WORK INSTRUCTIONS: Copy every line of the records below where the word "component" occurs.

EXTRACTED ENTRIES:
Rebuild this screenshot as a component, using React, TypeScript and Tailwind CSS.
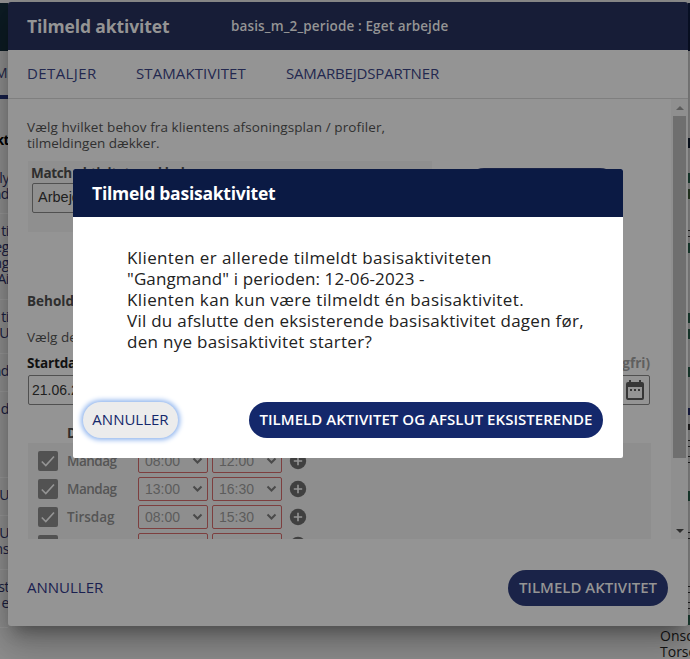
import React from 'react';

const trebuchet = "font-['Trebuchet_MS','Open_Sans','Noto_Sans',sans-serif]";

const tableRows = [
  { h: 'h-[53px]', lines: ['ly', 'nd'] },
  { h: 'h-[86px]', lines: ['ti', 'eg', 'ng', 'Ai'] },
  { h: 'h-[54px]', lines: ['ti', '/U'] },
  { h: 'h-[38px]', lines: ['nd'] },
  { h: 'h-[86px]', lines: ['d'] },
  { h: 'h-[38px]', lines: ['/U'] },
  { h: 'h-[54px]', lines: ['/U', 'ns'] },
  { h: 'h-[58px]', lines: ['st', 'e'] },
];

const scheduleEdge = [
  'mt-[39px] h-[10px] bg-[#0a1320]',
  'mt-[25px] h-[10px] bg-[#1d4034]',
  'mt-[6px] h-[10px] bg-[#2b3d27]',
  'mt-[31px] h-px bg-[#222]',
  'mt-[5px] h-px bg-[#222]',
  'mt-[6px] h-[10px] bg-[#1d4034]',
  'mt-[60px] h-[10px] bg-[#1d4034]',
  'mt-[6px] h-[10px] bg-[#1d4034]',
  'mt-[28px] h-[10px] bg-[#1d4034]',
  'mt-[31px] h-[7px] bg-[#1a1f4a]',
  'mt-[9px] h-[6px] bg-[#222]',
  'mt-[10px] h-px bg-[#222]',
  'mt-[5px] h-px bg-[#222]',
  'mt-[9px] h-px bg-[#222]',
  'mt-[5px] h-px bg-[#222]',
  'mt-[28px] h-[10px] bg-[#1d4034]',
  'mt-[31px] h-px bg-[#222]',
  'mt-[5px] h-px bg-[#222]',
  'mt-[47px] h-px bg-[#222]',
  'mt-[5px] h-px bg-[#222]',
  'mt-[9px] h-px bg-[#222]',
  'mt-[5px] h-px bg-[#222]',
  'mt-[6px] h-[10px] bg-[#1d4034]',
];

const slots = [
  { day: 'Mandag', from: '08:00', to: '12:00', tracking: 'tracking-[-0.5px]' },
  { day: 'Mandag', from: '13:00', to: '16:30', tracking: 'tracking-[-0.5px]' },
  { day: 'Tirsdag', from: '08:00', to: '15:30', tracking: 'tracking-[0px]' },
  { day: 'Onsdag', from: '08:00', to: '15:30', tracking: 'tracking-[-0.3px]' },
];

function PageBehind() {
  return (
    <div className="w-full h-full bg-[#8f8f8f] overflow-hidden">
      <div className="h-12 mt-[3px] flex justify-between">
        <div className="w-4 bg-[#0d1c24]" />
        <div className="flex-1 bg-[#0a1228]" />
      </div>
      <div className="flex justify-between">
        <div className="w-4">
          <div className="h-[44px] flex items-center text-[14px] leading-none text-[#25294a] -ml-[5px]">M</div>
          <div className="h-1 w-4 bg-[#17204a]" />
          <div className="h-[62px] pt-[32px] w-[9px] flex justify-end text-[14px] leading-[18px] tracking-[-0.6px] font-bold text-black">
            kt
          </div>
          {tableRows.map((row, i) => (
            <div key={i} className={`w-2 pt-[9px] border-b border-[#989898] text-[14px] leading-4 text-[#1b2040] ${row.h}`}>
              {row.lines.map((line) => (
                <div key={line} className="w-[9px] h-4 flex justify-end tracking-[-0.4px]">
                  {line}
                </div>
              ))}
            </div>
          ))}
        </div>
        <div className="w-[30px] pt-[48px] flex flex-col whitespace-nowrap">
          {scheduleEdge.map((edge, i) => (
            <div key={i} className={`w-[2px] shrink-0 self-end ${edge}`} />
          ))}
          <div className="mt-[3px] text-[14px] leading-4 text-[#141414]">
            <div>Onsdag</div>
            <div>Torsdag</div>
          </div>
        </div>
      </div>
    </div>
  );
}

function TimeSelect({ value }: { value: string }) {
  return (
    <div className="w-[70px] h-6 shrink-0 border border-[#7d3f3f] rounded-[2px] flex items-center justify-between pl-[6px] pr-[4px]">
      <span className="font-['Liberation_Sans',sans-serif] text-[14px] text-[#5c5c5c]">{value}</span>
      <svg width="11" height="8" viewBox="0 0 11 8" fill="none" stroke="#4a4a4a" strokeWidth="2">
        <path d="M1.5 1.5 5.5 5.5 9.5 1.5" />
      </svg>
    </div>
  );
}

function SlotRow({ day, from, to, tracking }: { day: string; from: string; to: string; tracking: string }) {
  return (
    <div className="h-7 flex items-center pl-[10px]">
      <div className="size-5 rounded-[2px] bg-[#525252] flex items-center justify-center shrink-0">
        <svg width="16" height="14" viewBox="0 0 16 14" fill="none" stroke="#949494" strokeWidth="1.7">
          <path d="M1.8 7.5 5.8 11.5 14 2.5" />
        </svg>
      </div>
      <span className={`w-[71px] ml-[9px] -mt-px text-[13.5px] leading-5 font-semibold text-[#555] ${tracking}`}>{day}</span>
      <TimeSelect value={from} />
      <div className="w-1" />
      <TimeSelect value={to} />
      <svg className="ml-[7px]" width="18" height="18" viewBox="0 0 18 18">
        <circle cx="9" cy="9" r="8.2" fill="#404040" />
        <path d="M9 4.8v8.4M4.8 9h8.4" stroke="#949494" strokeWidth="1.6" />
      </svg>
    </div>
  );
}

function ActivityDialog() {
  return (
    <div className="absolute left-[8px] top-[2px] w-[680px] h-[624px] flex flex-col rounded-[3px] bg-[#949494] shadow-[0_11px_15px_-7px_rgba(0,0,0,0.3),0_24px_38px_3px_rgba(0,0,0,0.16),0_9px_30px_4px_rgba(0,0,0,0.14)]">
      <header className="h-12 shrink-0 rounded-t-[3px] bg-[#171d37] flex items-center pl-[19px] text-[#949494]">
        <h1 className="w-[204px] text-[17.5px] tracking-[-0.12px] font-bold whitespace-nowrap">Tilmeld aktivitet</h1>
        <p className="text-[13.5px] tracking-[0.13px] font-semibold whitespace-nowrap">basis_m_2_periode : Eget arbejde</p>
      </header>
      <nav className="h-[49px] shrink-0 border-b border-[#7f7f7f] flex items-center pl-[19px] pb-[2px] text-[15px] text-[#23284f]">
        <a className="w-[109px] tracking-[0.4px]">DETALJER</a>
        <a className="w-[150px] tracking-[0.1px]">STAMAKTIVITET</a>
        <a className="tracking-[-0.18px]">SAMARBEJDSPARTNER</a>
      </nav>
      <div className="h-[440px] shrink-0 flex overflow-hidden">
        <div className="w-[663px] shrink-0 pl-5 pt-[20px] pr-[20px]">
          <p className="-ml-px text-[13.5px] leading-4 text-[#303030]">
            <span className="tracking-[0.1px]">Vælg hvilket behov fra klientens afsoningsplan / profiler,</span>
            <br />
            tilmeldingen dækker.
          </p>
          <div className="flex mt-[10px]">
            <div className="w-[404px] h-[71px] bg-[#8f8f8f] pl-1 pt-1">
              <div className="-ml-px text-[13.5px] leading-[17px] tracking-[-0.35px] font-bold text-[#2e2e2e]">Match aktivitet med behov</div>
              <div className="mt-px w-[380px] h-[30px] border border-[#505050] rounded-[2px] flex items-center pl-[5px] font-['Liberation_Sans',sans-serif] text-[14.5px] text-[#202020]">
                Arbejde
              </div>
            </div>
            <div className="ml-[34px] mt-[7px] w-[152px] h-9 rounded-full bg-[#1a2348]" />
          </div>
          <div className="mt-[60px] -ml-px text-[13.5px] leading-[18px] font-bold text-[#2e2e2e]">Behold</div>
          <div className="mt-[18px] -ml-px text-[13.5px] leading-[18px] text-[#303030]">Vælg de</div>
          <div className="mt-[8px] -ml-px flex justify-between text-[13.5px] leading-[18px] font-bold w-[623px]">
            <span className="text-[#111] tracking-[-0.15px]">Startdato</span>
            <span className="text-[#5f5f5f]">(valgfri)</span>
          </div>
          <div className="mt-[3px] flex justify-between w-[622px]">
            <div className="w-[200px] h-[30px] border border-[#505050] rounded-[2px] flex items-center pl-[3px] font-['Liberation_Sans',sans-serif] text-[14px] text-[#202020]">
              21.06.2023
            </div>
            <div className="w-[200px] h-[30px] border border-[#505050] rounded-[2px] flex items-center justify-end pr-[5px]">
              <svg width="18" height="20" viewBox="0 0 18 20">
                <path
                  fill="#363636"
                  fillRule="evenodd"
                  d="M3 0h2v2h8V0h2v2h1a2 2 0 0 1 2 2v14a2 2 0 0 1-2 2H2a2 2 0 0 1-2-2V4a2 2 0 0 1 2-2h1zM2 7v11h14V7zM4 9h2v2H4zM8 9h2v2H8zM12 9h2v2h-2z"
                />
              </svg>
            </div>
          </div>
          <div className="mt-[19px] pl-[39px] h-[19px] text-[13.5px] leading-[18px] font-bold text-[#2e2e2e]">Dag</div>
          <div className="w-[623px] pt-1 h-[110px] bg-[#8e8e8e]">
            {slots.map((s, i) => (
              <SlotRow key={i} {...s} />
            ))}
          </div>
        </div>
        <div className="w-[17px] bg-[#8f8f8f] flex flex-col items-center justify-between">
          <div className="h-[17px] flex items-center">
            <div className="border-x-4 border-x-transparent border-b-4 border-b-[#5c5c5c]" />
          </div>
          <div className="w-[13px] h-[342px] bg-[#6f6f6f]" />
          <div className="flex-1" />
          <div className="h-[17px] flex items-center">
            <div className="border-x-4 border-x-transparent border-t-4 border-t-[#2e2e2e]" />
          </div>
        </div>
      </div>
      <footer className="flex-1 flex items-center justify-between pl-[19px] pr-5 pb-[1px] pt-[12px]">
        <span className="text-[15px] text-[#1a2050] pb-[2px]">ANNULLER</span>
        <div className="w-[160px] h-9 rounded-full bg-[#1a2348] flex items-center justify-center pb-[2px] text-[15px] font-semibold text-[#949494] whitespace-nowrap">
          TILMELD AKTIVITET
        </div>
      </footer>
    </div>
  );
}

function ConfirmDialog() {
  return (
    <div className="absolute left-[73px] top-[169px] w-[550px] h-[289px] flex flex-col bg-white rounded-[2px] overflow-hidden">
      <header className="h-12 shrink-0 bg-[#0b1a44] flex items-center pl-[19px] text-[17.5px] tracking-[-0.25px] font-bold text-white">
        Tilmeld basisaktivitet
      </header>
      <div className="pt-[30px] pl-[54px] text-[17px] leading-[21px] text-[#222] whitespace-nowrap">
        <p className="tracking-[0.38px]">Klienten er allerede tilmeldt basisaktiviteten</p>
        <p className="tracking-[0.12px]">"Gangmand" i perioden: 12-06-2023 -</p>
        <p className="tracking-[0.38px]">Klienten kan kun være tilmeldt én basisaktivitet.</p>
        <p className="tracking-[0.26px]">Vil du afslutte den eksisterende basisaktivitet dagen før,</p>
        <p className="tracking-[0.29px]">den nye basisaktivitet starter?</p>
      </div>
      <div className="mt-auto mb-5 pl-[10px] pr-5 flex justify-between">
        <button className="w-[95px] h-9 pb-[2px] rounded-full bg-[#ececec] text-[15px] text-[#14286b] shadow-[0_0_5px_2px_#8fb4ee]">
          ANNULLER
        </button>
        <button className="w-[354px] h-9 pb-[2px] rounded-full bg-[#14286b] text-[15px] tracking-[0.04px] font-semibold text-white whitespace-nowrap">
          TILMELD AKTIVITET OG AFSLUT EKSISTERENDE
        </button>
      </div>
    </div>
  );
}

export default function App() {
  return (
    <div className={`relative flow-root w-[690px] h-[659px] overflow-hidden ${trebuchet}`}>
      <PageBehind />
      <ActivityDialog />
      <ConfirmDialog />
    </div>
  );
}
* * *
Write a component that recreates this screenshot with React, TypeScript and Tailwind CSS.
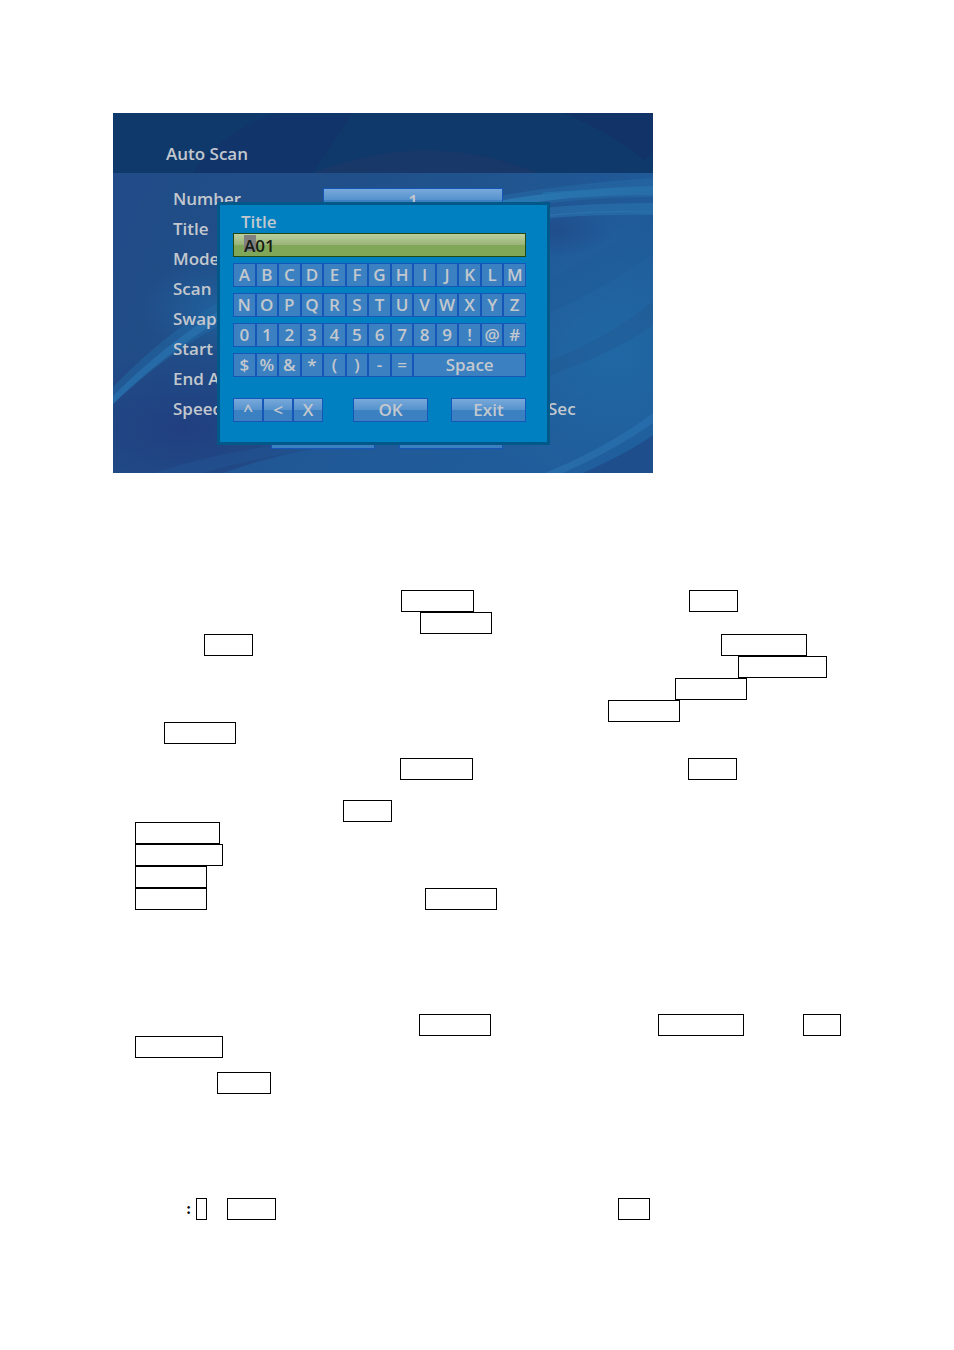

RESULT OF THIS EXERCISE:
Rebuild this screenshot as a component, using React, TypeScript and Tailwind CSS.
Write a component that recreates this screenshot with React, TypeScript and Tailwind CSS.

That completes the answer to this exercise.